Records supplied

________________

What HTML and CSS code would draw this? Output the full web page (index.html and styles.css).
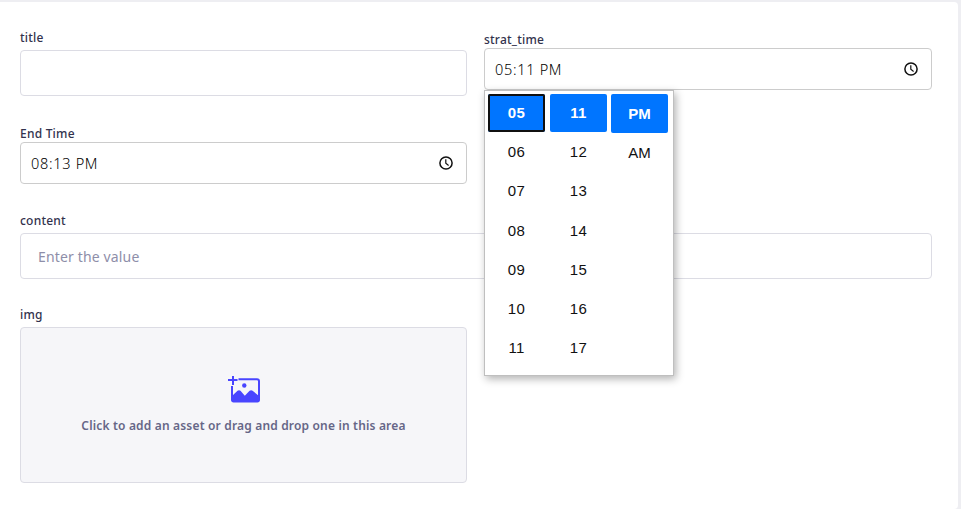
FILE: index.html
```html
<!DOCTYPE html>
<html lang="en">
<head>
<meta charset="utf-8">
<title>Edit entry</title>
<link rel="stylesheet" href="styles.css">
</head>
<body>
<main class="card">
  <form class="form">
    <div class="field field-title">
      <label class="label">title</label>
      <div class="input"></div>
    </div>
    <div class="field field-start">
      <label class="label">strat_time</label>
      <div class="time"><span>05:11 PM</span>
        <svg class="clock" viewBox="0 0 16 16"><circle cx="8" cy="8" r="6.1"/><path d="M7.8 4.3v4l2.8 2.1"/></svg>
      </div>
      <div class="picker">
        <div class="column">
          <div class="cell selected focused">05</div><div class="cell">06</div><div class="cell">07</div><div class="cell">08</div><div class="cell">09</div><div class="cell">10</div><div class="cell">11</div>
        </div>
        <div class="column">
          <div class="cell selected">11</div><div class="cell">12</div><div class="cell">13</div><div class="cell">14</div><div class="cell">15</div><div class="cell">16</div><div class="cell">17</div>
        </div>
        <div class="column period">
          <div class="cell selected">PM</div><div class="cell">AM</div>
        </div>
      </div>
    </div>
    <div class="field field-end">
      <label class="label">End Time</label>
      <div class="time"><span>08:13 PM</span>
        <svg class="clock" viewBox="0 0 16 16"><circle cx="8" cy="8" r="6.1"/><path d="M7.8 4.3v4l2.8 2.1"/></svg>
      </div>
    </div>
    <div class="field field-content">
      <label class="label">content</label>
      <div class="input"><span class="placeholder">Enter the value</span></div>
    </div>
    <div class="field field-img">
      <label class="label">img</label>
      <div class="drop">
        <svg class="asset" viewBox="0 0 34 28"><path class="fill" d="M4 1h2v3h3.5v2H6v4H4V6H0V4h4z"/><path class="frame" d="M10.5 4.2H29a2 2 0 0 1 2 2V25a1.5 1.5 0 0 1-1.5 1.5h-24A1.5 1.5 0 0 1 4 25V11"/><circle class="fill" cx="16.3" cy="10.5" r="2.2"/><path class="fill" d="M4 21l5.5-5.2q1.5-1.2 3 0l4.3 5 4.8-5q1.500-1.200 3 0L31 21v4.500l-1.500 1.500h-24L4 25.500z"/></svg>
        <span class="hint">Click to add an asset or drag and drop one in this area</span>
      </div>
    </div>
  </form>
</main>
</body>
</html>
```

FILE: styles.css
```css
* { box-sizing: border-box; }
body {
  margin: 0;
  height: 509px;
  overflow: hidden;
  background: #eeeef2;
  font-family: "Noto Sans", "Open Sans", sans-serif;
  color: #32324d;
}
.card {
  width: 958px;
  height: 507px;
  margin-top: 2px;
  padding: 26px 26px 0 20px;
  background: #fff;
  border-radius: 0 4px 4px 0;
}
.form {
  display: grid;
  grid-template-columns: 447px 448px;
  grid-template-rows: 96px 91px 94px 161px;
  column-gap: 17px;
}
.field { position: relative; }
.field-content { grid-column: 1 / 3; }
.label {
  display: block;
  height: 16px;
  line-height: 18px;
  font-size: 12px;
  font-weight: 500;
  letter-spacing: .22px;
  white-space: nowrap;
}
.field-title .label { margin: 1px 0 5px; }
.field-start .label { margin: 3px 0 1px; }
.field-end .label { margin: 1px 0; }
.field-content .label { margin-bottom: 5px; margin-top: -3px; }
.field-img .label { margin-bottom: 5px; margin-top: -3px; }
.input {
  display: flex;
  align-items: center;
  height: 46px;
  padding: 0 17px;
  border: 1px solid #dcdce4;
  border-radius: 4px;
  background: #fff;
}
.placeholder { font-size: 14px; letter-spacing: .15px; color: #8e8ea9; }
.time {
  display: flex;
  align-items: center;
  justify-content: space-between;
  height: 42px;
  padding: 0 12px 0 10px;
  border: 1px solid #ccc;
  border-radius: 4px;
  background: #fff;
  color: #000;
  font-size: 14.5px;
  font-weight: 350;
  letter-spacing: .7px;
}
.clock { width: 16px; height: 16px; fill: none; stroke: #111; stroke-width: 1.5; }
.clock path { stroke-width: 1.2; }
.picker {
  position: absolute;
  z-index: 2;
  top: 62px;
  left: 0;
  display: flex;
  gap: 5px;
  width: 190px;
  height: 286px;
  padding: 3px;
  border: 1px solid #bfbfbf;
  background: #fff;
  box-shadow: 2px 3px 8px rgba(0, 0, 0, .3);
  color: #111;
  font: 15px "Liberation Sans", sans-serif;
}
.column { display: flex; flex-direction: column; gap: 1.2px; width: 57px; }
.column.period { margin-left: -1px; }
.cell {
  height: 38px;
  line-height: 38px;
  text-align: center;
  border-radius: 2px;
  letter-spacing: .3px;
}
.period .cell { height: 39px; line-height: 40px; letter-spacing: 0; }
.period .cell:not(.selected) { line-height: 38px; }
.selected { background: #0075ff; color: #fff; font-weight: 700; }
.focused { box-shadow: inset 0 0 0 2px #101010; }
.drop {
  display: flex;
  flex-direction: column;
  align-items: center;
  height: 156px;
  padding-top: 47px;
  border: 1px solid #dcdce4;
  border-radius: 4px;
  background: #f6f6f9;
}
.asset { width: 34px; height: 28px; margin-left: 2px; }
.asset .fill { fill: #4945ff; }
.asset .frame { fill: none; stroke: #4945ff; stroke-width: 2; }
.hint {
  margin-top: 14px;
  line-height: 18px;
  font-size: 12px;
  font-weight: 600;
  letter-spacing: .17px;
  color: #666687;
  white-space: nowrap;
}
```
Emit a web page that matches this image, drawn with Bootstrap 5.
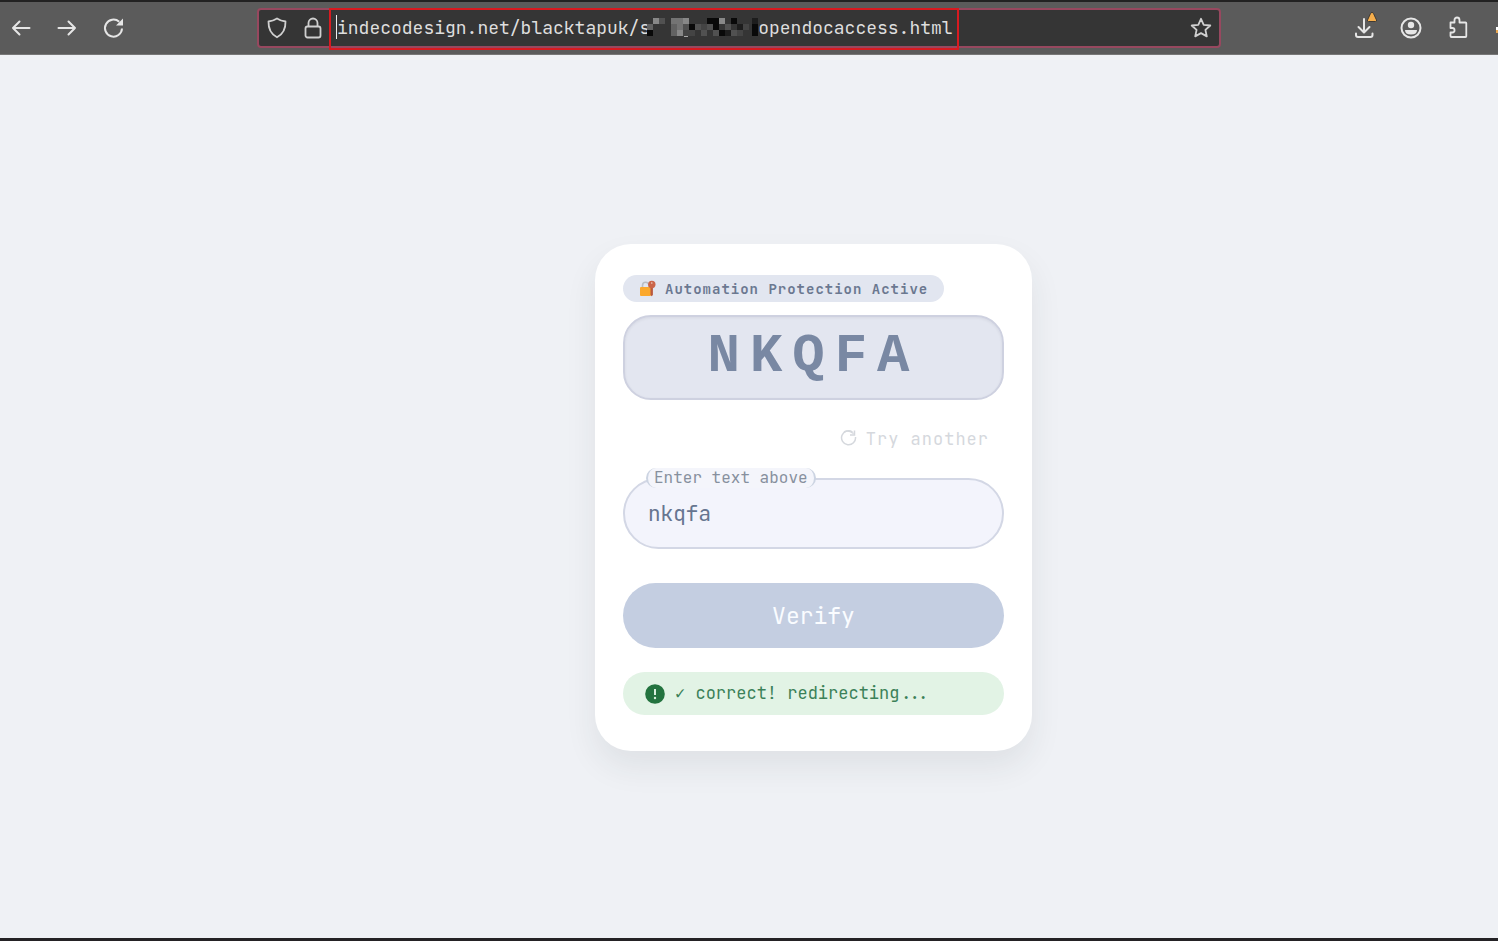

________________

In the entries above, find every line with the word "this" and list it.

Exercise response
What HTML and CSS code would draw this? Output the full web page (index.html and styles.css).
        <span class="hint">Click to add an asset or drag and drop one in this area</span>
Emit a web page that matches this image, drawn with Bootstrap 5.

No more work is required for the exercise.